So I built something to look inside the black box.
Building the Tracer
I wrote tracer — an embeddable Go module that captures ADK agent events via OpenTelemetry and renders them as a live-updating trace waterfall in the browser.
Architecture:
ADK Agent
│
▼
OTel SpanProcessor / LogProcessor
│
▼
Normalizer (OTel → internal Event)
│
▼
EventBus (buffered chan, non-blocking)
│
├── Store (append-only ring buffer per session)
└── SSE Broker (per-session subscribers, tail replay)
│
▼
Web UI (SSE consumer — vanilla JS)No npm, no build step, no external JS. Just go run . web api a2a tracer and a browser tab.
Integration is minimal:
tr, _ := tracer.New(tracer.Config{BasePath: "/tracer"})
defer tr.Shutdown(ctx)
telemetryProviders, _ := telemetry.New(ctx,
telemetry.WithSpanProcessor(tr.SpanProcessor()),
telemetry.WithLogProcessor(tr.LogProcessor()),
)
telemetryProviders.SetGlobalOtelProviders()
mux.Handle("/tracer/", tr.Handler())I mounted it on the illustra-go server, ran an image generation, and opened the trace waterfall.
What the Trace Revealed
The waterfall was illuminating. Here's what the image_agent execution looked like:

The image_agent orchestrator ran two sub-agents sequentially:
1. prompt_agent — A single LLM call to generate a detailed prompt. ✅ Necessary.
2. image_gen_agent — Three operations inside it:
- LLM call #1 (1.84s, 715 tokens) — The agent decided it should call generate_image. ❌ Unnecessary.
- generate_image tool (9.0s) — Actually generated the image. ✅ Necessary.
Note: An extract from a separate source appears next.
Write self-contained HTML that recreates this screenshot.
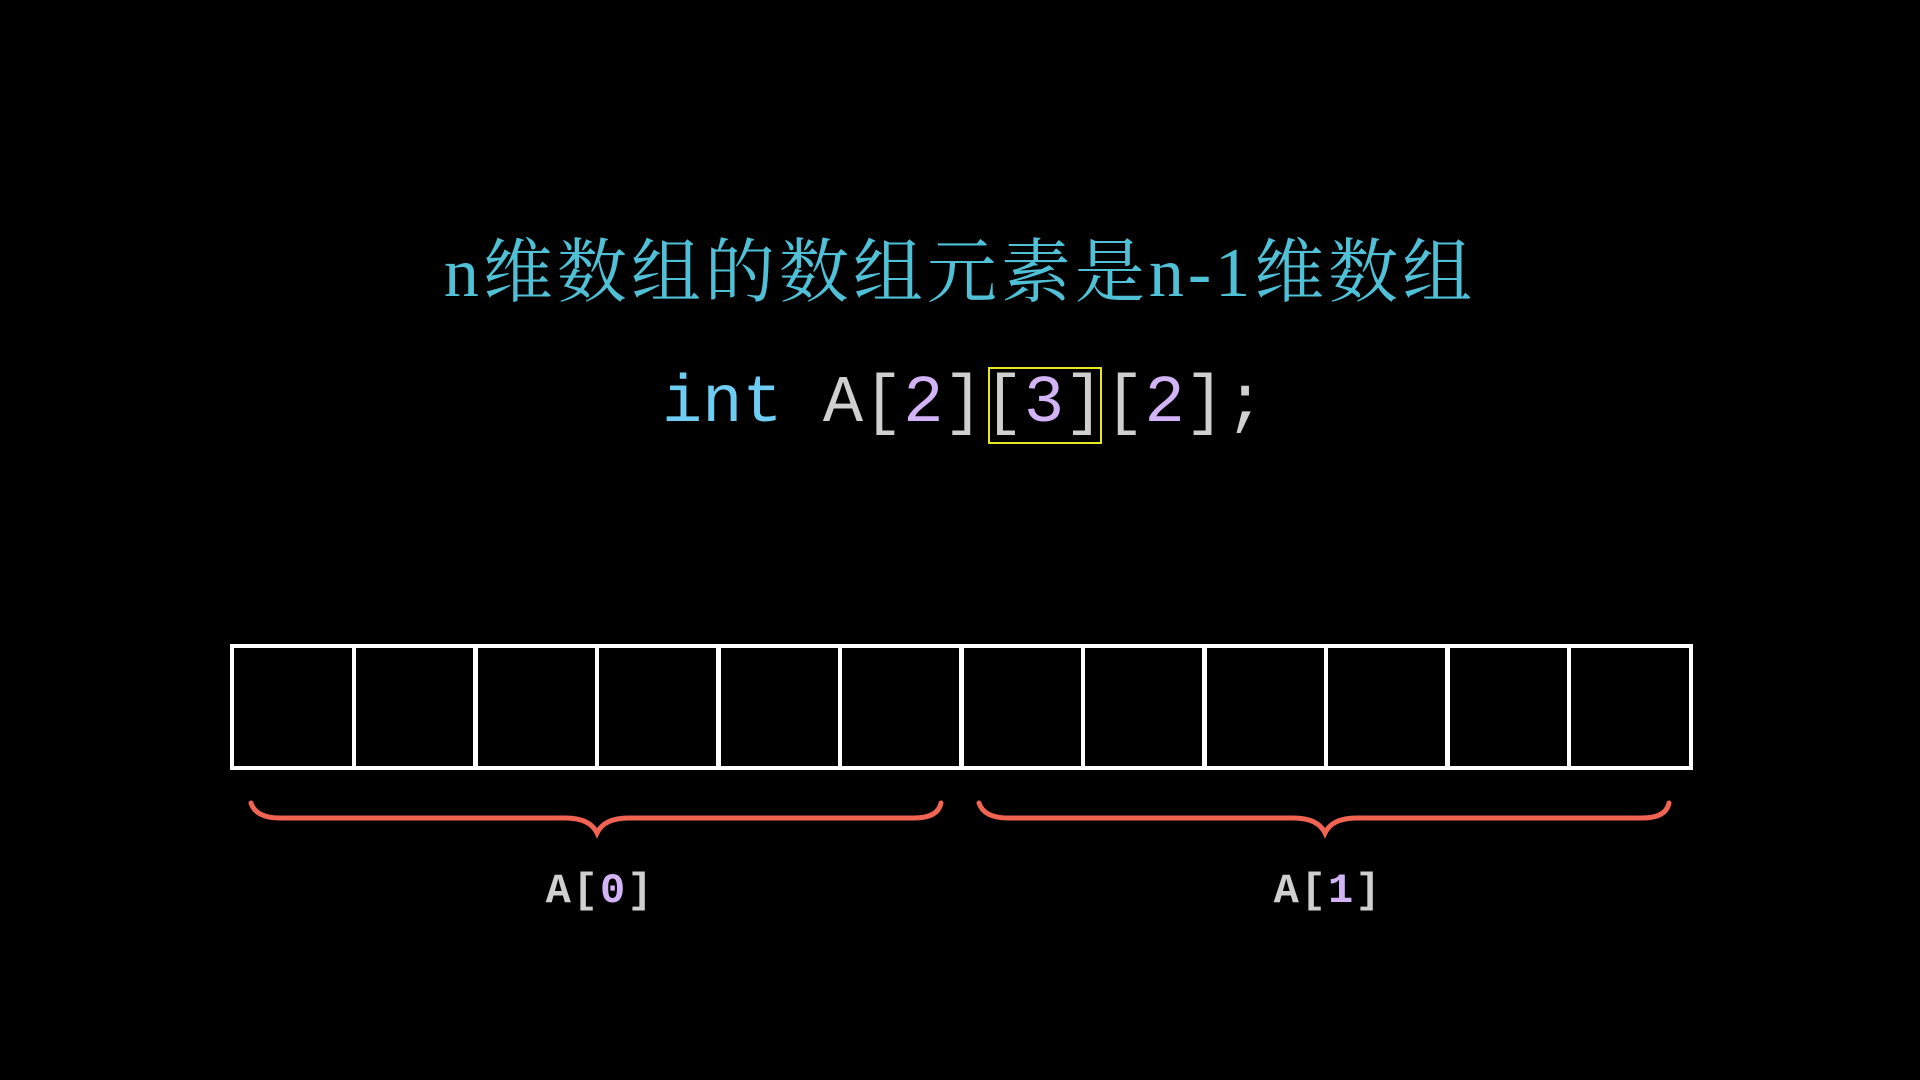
<!DOCTYPE html>
<html><head><meta charset="utf-8"><style>
body{margin:0;width:1920px;height:1080px;background:#000;position:relative;overflow:hidden}
.t{position:absolute;left:0;width:1920px;text-align:center;top:216px;font:70px "Liberation Serif","Noto Serif CJK SC",serif;color:#4fc0d6;letter-spacing:4px}
.c{position:absolute;left:662px;top:366px;font:67px/76px "Liberation Mono",monospace;color:#cfcfcf;white-space:pre}
.k{color:#6fcdf4}.n{color:#d2b4f6}
.y{position:absolute;left:988px;top:367px;width:110px;height:73px;border:2px solid #e8e820}
.b{position:absolute;top:644px;width:118px;height:118px;border:4px solid #fff}
.l{position:absolute;top:866px;font:bold 42px/50px "Liberation Mono",monospace;color:#cfcfcf;width:200px;text-align:center;letter-spacing:2px}
</style></head><body>
<div class="t">n维数组的数组元素是n-1维数组</div>
<div class="c"><span class="k">int</span> A[<span class="n">2</span>][<span class="n">3</span>][<span class="n">2</span>];</div>
<div class="y"></div>
<div class="b" style="left:230px"></div><div class="b" style="left:351.5px"></div><div class="b" style="left:473px"></div><div class="b" style="left:594.5px"></div><div class="b" style="left:716px"></div><div class="b" style="left:837.5px"></div><div class="b" style="left:959px"></div><div class="b" style="left:1080.5px"></div><div class="b" style="left:1202px"></div><div class="b" style="left:1323.5px"></div><div class="b" style="left:1445px"></div><div class="b" style="left:1566.5px"></div>
<svg width="1920" height="1080" style="position:absolute;left:0;top:0">
<g fill="none" stroke="#f26452" stroke-width="5" stroke-linecap="round">
<path d="M251 803 Q256 818 280 818 L565 818 Q590 818 597 833 Q604 818 629 818 L914 818 Q938 818 941 803"/>
<path d="M979 803 Q984 818 1008 818 L1293 818 Q1318 818 1325 833 Q1332 818 1357 818 L1642 818 Q1666 818 1669 803"/>
</g></svg>
<div class="l" style="left:500px">A[<span class="n">0</span>]</div>
<div class="l" style="left:1228px">A[<span class="n">1</span>]</div>
</body></html>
- LLM call #2 (1.22s, 799 tokens) — Formatted "here's your URL" response. ❌ Unnecessary.
Why Was This Happening?
The image_gen_agent was defined using ADK's llmagent:
agent, err := llmagent.New(llmagent.Config{
Name: "image_gen_agent",
Model: model,
Description: "Generates images using Stability AI from a detailed prompt.",
Instruction: `Use the generate_image tool with the prompt from state: {generated_prompt}
After the tool returns an image URL, respond with only the URL.`,
Tools: []tool.Tool{stabilityTool},
})The llmagent wrapper routes every decision through the LLM. Even though the instruction explicitly says "call this tool with this prompt", the framework still requires an LLM turn to:
1. Parse the instruction and decide to call the tool
2. Format the tool call arguments
3. After the tool returns, formulate a response
But for this agent, no LLM judgement is needed. The prompt is already generated. The tool to call is fixed. The response format is a URL. The LLM is doing predictable, mechanical work that could be replaced with direct code.
The 1,514 Token Breakdown
The wasted tokens per image generation:
At scale — say 10,000 image generations — that's 15 million tokens and 8+ hours of unnecessary latency.
The Fix: Direct Tool Invocation
The solution was to replace llmagent with a custom agent that reads the prompt from state and calls the tool directly:
type directImageAgent struct{ tool tool.Tool }
func (a *directImageAgent) Run(ctx context.Context, req agent.Request) (agent.Response, error) {
prompt := req.State.Get("generated_prompt")
result, err := a.tool.Run(ctx, map[string]any{"prompt": prompt})
if err != nil {
return agent.Response{}, err
}
url := result.(map[string]any)["image_url"]
return agent.Response{
Message: agent.NewTextMessage(url),
}, nil
}No LLM calls. Zero token waste. The agent just reads state, runs the tool, returns the URL.
The Lesson
Agent telemetry isn't optional. Before tracer, I had no idea my agent was wasting 1,514 tokens per invocation. The agent "worked" — images were generated, URLs returned — but it was silently burning money and latency.
Three things every agent builder should do:
1. Instrument early — Add observability from day one. Don't wait until you suspect a problem.
2. Right-size the agent type — Not every agent needs an LLM. If the logic is deterministic (read state → call tool → return result), use a direct agent, not llmagent.
3. Measure the per-call cost — ~1,500 tokens per image doesn't sound like much until you multiply by 10,000.
The tracer package is open source on GitHub. Illustra-go is too. Both are MIT-licensed.
If you're building ADK agents, mount the tracer. You might be surprised what your black box is hiding.